Before signing on to use the General Services Administration's procurement services, agencies will need to answer a simple question: Why can't this buy be performance-based?
If an agency fails to justify to GSA contracting officers why a deal should not use this methodology, then the deal will be written with a statement of objectives, performance measures and contractor incentives, said Robert Suda, assistant commissioner for GSA's Federal Technology Service.
GSA wants 50 percent of all the contracts it sets in fiscal 2005 to be performance-based. The requirement will help agencies maximize the value of their buys, Suda said.
'We will have some aggressive goals in the IT Solution Center and FTS business units to do performance-based contracting,' he said at a recent panel discussion sponsored by the Industry Advisory Council. 'We are going back to the agencies and focusing on performance-based contracting first.
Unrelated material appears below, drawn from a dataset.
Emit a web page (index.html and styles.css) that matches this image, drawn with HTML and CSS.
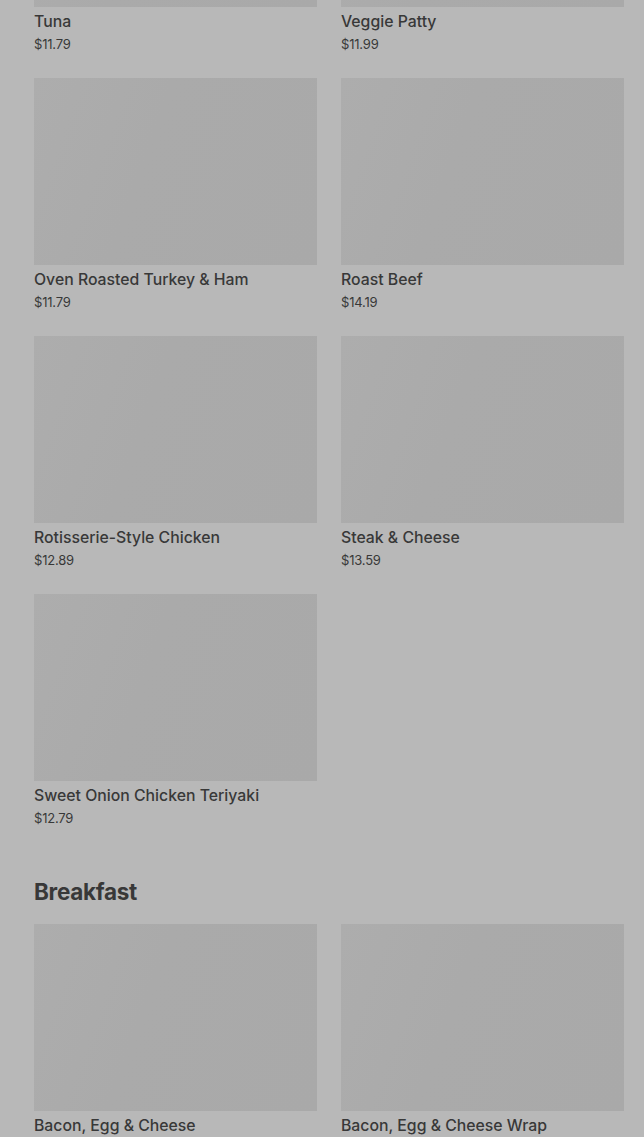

The Defense Department also is pushing this type of contracting.'
DOD has a goal to base 50 percent of eligible services contracts on performance by the end of next year, DOD procurement chief Deidre Lee said.
GSA's decision to advocate performance-based contracting follows a September Office of Federal Procurement Policy memorandum requiring agencies to use this type of contracting on at least 40 percent of all contracts worth $25,000 or more.
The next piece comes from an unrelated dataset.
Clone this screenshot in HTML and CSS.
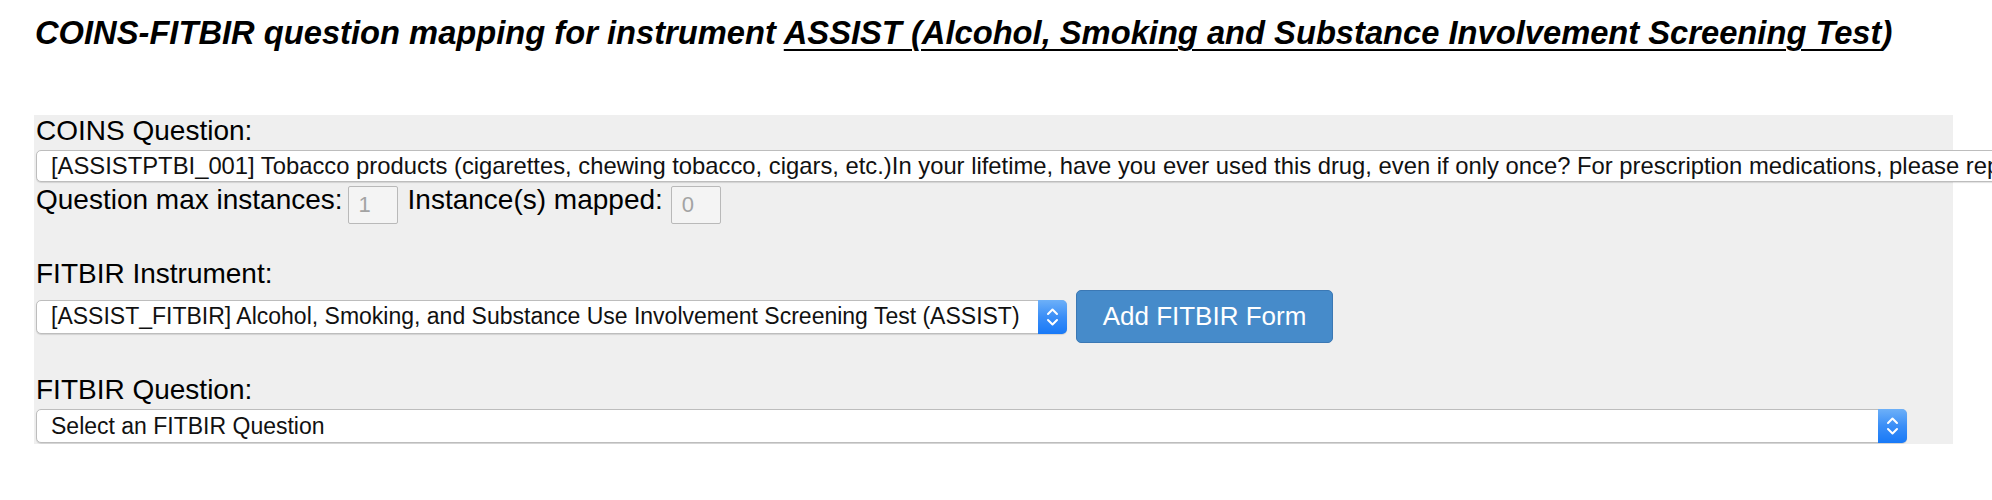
FILE: index.html
```html
<!DOCTYPE html>
<html lang="en">
<head>
<meta charset="utf-8">
<title>COINS-FITBIR question mapping</title>
<link rel="stylesheet" href="styles.css">
</head>
<body>
<h1 class="title">COINS-FITBIR question mapping for instrument <a class="title-link" href="#">ASSIST (Alcohol, Smoking and Substance Involvement Screening Test</a>)</h1>

<div class="panel">
  <div class="label">COINS Question:</div>
  <div class="select select-coins">[ASSISTPTBI_001] Tobacco products (cigarettes, chewing tobacco, cigars, etc.)In your lifetime, have you ever used this drug, even if only once? For prescription medications, please report only if you have used them without a prescription or in ways other than prescribed.</div>

  <div class="instances">
    <span class="label">Question max instances:</span>
    <span class="num-input num-first">1</span>
    <span class="label label-mapped">Instance(s) mapped:</span>
    <span class="num-input num-second">0</span>
  </div>

  <div class="label label-section">FITBIR Instrument:</div>
  <div class="instrument-row">
    <div class="select select-instrument">
      <span class="select-text">[ASSIST_FITBIR] Alcohol, Smoking, and Substance Use Involvement Screening Test (ASSIST)</span>
      <span class="select-arrow"><svg width="29" height="34" viewBox="0 0 29 34"><path d="M10 14 L14.5 9.5 L19 14" fill="none" stroke="#fff" stroke-width="2" stroke-linecap="round" stroke-linejoin="round"/><path d="M10 20 L14.5 24.5 L19 20" fill="none" stroke="#fff" stroke-width="2" stroke-linecap="round" stroke-linejoin="round"/></svg></span>
    </div>
    <button class="btn-add" type="button">Add FITBIR Form</button>
  </div>

  <div class="label label-section2">FITBIR Question:</div>
  <div class="select select-question">
    <span class="select-text">Select an FITBIR Question</span>
    <span class="select-arrow"><svg width="29" height="34" viewBox="0 0 29 34"><path d="M10 14 L14.5 9.5 L19 14" fill="none" stroke="#fff" stroke-width="2" stroke-linecap="round" stroke-linejoin="round"/><path d="M10 20 L14.5 24.5 L19 20" fill="none" stroke="#fff" stroke-width="2" stroke-linecap="round" stroke-linejoin="round"/></svg></span>
  </div>
</div>
</body>
</html>
```

FILE: styles.css
```css
html {
  overflow: hidden;
}

body {
  margin: 0;
  background: #ffffff;
  font-family: "Liberation Sans", Arial, Helvetica, sans-serif;
  color: #000;
}

.title {
  margin: 15px 0 0 35px;
  font-size: 32.7px;
  line-height: 36px;
  font-weight: bold;
  font-style: italic;
  white-space: nowrap;
}

.title-link {
  color: #000;
  text-decoration: underline;
  text-decoration-thickness: 2px;
  text-underline-offset: 5px;
}

.panel {
  margin: 64px 39px 0 34px;
  padding: 2px 0 1px 2px;
  background: #efefef;
}

.label {
  font-size: 28px;
  line-height: 28px;
  white-space: nowrap;
}

.select {
  box-sizing: border-box;
  background: #fff;
  border: 1px solid #bdbdbd;
  border-radius: 5px;
  box-shadow: 0 1px 1px rgba(0, 0, 0, 0.12);
  font-size: 23px;
  color: #111;
  white-space: nowrap;
  display: flex;
  align-items: center;
}

.select-coins {
  margin-top: 5px;
  height: 32px;
  width: 2100px;
  padding-left: 14px;
  overflow: hidden;
  font-size: 23.8px;
  border-radius: 5px 0 0 5px;
}

.select-text {
  flex: 1;
  padding-left: 14px;
  overflow: hidden;
}

.select-arrow {
  align-self: stretch;
  width: 29px;
  display: flex;
  align-items: center;
  justify-content: center;
  margin: -1px -1px -1px 0;
  border-radius: 0 5px 5px 0;
  background: linear-gradient(to bottom, #6db0f8 0%, #3a8ef7 50%, #1879f7 100%);
}

.instances {
  margin-top: 4px;
  height: 38px;
  display: flex;
  align-items: flex-start;
}

.num-input {
  box-sizing: border-box;
  width: 50px;
  height: 38px;
  border: 1px solid #b9b9b9;
  border-radius: 2px;
  background: #f4f4f4;
  color: #a3a3a3;
  font-size: 22px;
  line-height: 36px;
  padding-left: 10px;
}

.num-first {
  margin-left: 5px;
}

.label-mapped {
  margin-left: 10px;
}

.num-second {
  margin-left: 8px;
}

.label-section {
  margin-top: 36px;
}

.instrument-row {
  margin-top: 2px;
  display: flex;
  align-items: center;
}

.select-instrument {
  width: 1031px;
  height: 34px;
}

.btn-add {
  margin-left: 9px;
  width: 257px;
  height: 53px;
  box-sizing: border-box;
  border: 1px solid #3b78b4;
  border-radius: 5px;
  background: #468bca;
  color: #fff;
  font-family: "Liberation Sans", Arial, Helvetica, sans-serif;
  font-size: 26px;
  padding: 0;
}

.label-section2 {
  margin-top: 33px;
}

.select-question {
  margin-top: 5px;
  width: 1871px;
  height: 34px;
}
```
OFPP also penned a new definition of what constitutes a performance-based services contract: 'If more than 50 percent of the requirement is performance-based, as measured in dollars, the services action may be coded as a performance-based services acquisition.'
The biggest challenge agencies will face in meeting these goals is moving from a traditional contracting environment to one that puts more risks on contractors while offering more rewards, said David Drabkin, GSA's deputy associate administrator for acquisition policy.
'We have to learn to manage risk by using a cost vehicle that includes an award fee,' he said. 'After we have some experience, we will move toward a fixed-price performance-based environment because we will be better at accounting for the risk in the project.'
In the short term, Drabkin said the cost of performance-based contracts for the government could increase. Why? Because agencies must demonstrate to vendors that the government can accurately determine the price of a service, he said.
'OMB recognized this difficulty, and that is why it has revised the test for what is a performance-based contract,' Drabkin said.
The potential for increased profits should provide incentive for vendors to support the use of the contracts, he said. Drabkin suggested tying all profit to meeting performance goals.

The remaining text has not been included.